Casting double to ulong weirdness
Steven Schveighoffer via Digitalmars-d
digitalmars-d at puremagic.com
Mon Aug 24 12:23:43 PDT 2015
On 8/24/15 1:43 PM, bachmeier wrote:
> On Monday, 24 August 2015 at 16:52:54 UTC, Márcio Martins wrote:
>> I'm posting this here for visibility.
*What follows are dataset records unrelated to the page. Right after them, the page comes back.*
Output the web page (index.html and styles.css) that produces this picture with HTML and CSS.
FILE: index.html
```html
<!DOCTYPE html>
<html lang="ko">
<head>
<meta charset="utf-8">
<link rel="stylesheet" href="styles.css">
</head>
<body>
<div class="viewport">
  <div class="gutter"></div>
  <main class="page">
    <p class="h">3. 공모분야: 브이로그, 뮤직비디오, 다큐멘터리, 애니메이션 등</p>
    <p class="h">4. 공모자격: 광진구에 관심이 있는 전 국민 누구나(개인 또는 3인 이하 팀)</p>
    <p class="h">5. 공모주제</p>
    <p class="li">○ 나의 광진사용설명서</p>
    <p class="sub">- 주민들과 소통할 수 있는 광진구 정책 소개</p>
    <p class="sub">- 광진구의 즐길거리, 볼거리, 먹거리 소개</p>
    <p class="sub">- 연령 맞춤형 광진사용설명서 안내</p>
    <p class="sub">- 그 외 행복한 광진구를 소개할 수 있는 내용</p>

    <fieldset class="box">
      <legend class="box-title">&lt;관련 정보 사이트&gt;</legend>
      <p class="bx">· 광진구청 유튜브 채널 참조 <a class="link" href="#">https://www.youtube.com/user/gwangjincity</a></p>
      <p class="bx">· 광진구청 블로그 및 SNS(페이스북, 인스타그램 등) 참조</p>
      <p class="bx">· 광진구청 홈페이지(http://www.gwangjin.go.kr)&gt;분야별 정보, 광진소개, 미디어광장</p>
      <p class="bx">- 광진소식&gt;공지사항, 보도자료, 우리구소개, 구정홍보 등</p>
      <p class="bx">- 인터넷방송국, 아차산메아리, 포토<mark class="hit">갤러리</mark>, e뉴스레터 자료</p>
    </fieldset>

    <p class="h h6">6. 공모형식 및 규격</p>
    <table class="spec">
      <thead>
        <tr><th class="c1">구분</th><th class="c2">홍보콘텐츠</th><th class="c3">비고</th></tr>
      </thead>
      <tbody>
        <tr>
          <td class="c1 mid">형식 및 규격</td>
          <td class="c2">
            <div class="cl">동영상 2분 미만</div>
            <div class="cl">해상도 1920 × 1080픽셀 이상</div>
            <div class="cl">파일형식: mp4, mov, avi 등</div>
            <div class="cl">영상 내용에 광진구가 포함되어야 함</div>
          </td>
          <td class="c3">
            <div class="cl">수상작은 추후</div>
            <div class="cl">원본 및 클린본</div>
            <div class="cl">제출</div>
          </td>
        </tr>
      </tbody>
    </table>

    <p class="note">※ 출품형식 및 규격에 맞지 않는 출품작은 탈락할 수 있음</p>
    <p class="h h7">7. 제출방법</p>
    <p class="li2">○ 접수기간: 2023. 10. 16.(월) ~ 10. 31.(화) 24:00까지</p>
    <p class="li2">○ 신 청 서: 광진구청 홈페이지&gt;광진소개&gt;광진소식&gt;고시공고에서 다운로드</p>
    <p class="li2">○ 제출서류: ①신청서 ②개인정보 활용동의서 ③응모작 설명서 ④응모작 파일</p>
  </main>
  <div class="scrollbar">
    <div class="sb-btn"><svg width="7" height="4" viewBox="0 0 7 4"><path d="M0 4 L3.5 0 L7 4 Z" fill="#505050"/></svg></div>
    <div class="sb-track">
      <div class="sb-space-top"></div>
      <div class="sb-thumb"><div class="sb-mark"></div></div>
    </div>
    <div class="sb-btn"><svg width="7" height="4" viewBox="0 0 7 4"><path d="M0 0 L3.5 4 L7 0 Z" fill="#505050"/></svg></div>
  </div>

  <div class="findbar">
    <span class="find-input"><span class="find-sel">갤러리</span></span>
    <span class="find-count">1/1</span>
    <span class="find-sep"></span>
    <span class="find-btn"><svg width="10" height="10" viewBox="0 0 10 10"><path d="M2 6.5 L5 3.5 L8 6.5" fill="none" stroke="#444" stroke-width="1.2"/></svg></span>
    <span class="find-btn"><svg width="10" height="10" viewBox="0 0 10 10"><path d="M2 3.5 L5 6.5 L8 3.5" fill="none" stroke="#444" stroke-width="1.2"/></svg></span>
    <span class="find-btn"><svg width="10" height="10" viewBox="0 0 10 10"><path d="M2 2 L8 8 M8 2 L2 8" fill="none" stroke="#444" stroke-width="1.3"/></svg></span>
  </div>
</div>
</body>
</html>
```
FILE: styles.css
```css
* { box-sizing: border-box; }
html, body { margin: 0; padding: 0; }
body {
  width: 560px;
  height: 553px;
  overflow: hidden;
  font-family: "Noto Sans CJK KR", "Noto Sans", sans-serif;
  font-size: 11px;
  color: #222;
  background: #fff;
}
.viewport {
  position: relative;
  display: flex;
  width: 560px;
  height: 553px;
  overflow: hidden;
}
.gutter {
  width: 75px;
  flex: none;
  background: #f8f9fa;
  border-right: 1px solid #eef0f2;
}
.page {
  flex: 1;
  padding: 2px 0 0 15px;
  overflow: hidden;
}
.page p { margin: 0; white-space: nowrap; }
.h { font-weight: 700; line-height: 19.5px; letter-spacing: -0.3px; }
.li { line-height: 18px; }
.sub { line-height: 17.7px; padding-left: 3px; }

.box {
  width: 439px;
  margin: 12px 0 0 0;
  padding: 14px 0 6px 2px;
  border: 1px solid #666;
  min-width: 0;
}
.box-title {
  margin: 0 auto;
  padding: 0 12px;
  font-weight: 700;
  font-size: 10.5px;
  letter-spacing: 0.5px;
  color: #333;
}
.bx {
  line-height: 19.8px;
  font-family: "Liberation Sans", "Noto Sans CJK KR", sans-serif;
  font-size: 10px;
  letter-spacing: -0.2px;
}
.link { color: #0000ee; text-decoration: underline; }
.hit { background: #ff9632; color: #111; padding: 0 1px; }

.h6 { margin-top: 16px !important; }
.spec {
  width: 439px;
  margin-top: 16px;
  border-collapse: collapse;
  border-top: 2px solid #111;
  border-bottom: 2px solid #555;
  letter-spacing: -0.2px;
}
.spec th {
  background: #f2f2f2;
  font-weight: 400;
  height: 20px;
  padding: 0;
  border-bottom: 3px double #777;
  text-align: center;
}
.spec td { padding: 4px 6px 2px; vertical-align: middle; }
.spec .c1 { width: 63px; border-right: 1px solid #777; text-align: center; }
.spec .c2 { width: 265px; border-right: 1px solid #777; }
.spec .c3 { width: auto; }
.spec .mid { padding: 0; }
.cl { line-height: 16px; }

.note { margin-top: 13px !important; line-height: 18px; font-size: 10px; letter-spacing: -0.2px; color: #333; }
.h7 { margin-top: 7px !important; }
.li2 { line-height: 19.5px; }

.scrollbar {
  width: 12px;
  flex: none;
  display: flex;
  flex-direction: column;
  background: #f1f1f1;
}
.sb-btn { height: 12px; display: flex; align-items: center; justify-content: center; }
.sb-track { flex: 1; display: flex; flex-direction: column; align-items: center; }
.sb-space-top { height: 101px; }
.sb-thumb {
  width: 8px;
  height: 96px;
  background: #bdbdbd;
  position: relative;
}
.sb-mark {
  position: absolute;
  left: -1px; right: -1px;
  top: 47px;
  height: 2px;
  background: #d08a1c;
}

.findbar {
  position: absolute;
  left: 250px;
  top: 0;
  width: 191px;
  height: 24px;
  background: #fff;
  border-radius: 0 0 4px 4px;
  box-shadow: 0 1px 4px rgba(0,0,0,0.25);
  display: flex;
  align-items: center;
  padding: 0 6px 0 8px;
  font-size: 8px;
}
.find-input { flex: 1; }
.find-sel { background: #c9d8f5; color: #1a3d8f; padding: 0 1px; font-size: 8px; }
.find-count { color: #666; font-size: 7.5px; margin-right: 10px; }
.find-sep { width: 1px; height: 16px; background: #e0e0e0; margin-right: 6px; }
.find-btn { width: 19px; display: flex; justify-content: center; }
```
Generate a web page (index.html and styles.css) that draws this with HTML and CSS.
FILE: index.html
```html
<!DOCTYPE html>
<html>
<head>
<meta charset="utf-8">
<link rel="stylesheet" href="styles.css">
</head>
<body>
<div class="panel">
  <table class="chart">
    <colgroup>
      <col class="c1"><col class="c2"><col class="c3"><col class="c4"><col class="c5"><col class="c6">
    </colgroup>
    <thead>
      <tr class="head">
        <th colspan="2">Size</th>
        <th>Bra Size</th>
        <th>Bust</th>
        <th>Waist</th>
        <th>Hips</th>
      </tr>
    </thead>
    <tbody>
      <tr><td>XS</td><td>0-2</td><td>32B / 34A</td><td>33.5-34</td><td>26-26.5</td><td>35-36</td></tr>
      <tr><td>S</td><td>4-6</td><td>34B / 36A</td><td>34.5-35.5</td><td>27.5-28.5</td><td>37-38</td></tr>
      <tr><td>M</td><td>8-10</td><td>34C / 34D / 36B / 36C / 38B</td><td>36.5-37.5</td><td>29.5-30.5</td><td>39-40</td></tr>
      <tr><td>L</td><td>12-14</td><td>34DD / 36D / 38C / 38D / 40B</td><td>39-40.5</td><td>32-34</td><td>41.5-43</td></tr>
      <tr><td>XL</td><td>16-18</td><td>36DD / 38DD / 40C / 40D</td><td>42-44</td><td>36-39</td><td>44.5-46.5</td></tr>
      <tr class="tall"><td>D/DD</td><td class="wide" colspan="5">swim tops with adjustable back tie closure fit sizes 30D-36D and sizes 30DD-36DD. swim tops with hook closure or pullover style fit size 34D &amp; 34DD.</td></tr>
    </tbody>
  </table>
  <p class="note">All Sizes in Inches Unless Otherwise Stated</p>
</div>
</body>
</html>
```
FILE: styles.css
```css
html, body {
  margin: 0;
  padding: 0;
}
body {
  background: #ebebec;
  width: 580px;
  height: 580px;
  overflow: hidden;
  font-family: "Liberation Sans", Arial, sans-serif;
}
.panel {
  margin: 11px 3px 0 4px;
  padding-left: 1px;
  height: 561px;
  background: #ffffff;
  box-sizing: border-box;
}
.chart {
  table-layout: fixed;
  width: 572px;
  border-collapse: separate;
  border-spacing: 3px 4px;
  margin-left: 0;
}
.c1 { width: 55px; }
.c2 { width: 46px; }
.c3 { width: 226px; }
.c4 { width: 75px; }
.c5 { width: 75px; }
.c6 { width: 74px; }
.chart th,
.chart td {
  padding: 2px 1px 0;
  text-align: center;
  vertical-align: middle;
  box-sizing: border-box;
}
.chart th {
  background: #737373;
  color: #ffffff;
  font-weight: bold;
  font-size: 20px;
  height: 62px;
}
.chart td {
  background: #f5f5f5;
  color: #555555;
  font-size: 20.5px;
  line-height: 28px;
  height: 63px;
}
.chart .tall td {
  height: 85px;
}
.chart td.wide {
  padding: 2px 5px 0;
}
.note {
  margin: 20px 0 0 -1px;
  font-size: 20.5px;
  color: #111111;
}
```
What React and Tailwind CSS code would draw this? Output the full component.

This was silently corrupting our
>> data, and might be doing the same for others as well.
>>
>> import std.stdio;
>> void main() {
>> double x = 1.2;
>> writeln(cast(ulong)(x * 10.0));
>> double y = 1.2 * 10.0;
>> writeln(cast(ulong)y);
>> }
>>
>> Output:
>> 11
>> 12
>>
>>
>> to!ulong instead of the cast does the right thing, and is a viable
>> work-around.
>>
>> Issue: https://issues.dlang.org/show_bug.cgi?id=14958)
>
> I would not describe to!ulong as a "work-around". You just discovered
> one of the reasons to! exists: it is the right way to do it and
> cast(ulong) is the wrong way. As the others have noted, floating point
> is tricky business, and you need to use the right tools for the job.
real y = x * 10.0;
writeln(y.to!ulong); // 11
to! does not do anything different than cast. What is happening here is
the implicit cast from real to double. D treats the result of x * 10.0
as type double, but it's done at real precision. In that conversion, the
error is hidden by a rounding automatically done by the processor I think.